By removing the profit motive from the US primary care sector, providers could count on stable, salaried positions that would allow them to dedicate their full time and attention to patient care. They would no longer be forced to look for “growth markets” in which to locate their practices or find ways to bill each 15-minute increment of their time. Patients across the country could enjoy access to quality, community-based care, enabling long-term relationship-building with providers.
Public primary care has a long history around the world, from places like Sweden and Norway, where district doctors and nurses have provided primary care services in rural areas since the 1700s, to places like the United Kingdom and Spain, where the vast majority of all healthcare provision is public, and primary care plays a central role in health infrastructure.

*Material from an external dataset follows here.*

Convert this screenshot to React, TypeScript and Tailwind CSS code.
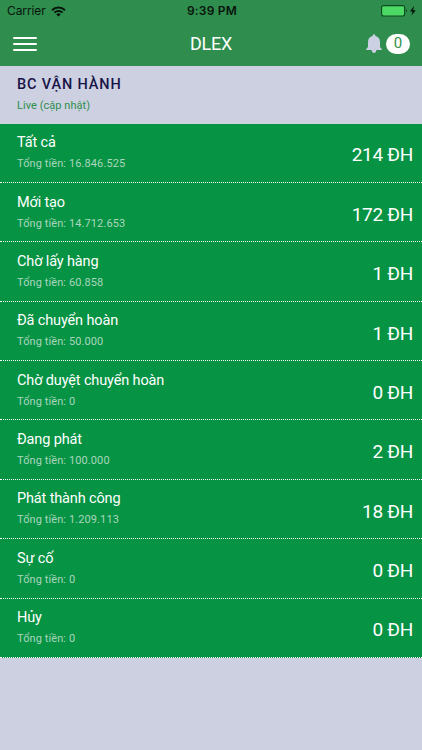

Contrast that to the current state of primary care in the U.S., where the COVID-19 pandemic has proved particularly threatening to the viability of small or independent, physician-owned practices that communities have historically depended upon. Overworked, under-protected, and often scrambling to make ends meet, the very doctors, nurses, mental health professionals, pediatricians, and community health workers dedicated to primary care are being abandoned by a system that puts profit above their professional commitment to care for their communities. Meanwhile, the people they serve are being forced to go without their principal contact with the healthcare system.
In the absence of a national effort to assure access to primary care for all, private equity and large health conglomerates are likely to swoop in and buy up practices on the cheap when they are deemed to be in potential “growth markets.” This is exactly the sort of consolidation known to drive up healthcare costs (which is why even large employers like Boeing and Walmart have been outspoken in their opposition to healthcare mergers and acquisitions during the pandemic).
Even more damaging to community health, practices in rural areas and disinvested city neighborhoods will likely be left to fail, leaving our most vulnerable communities with less healthcare infrastructure than ever, pushing patients towards more expensive secondary and tertiary care and letting preventative care largely fall to the wayside. The pandemic has already exposed grave inequities in access to care, as well as the social and economic determinants of health that influence morbidity and life expectancy.
In the struggle to survive this pandemic and to begin to knit together a society that has been increasingly divided in order to serve the needs of the market, we can ill afford to allow health inequities to get even worse. Our primary care system is in critical condition, and creating a public system is now an urgently needed medical intervention in order to assure access to essential healthcare services for all.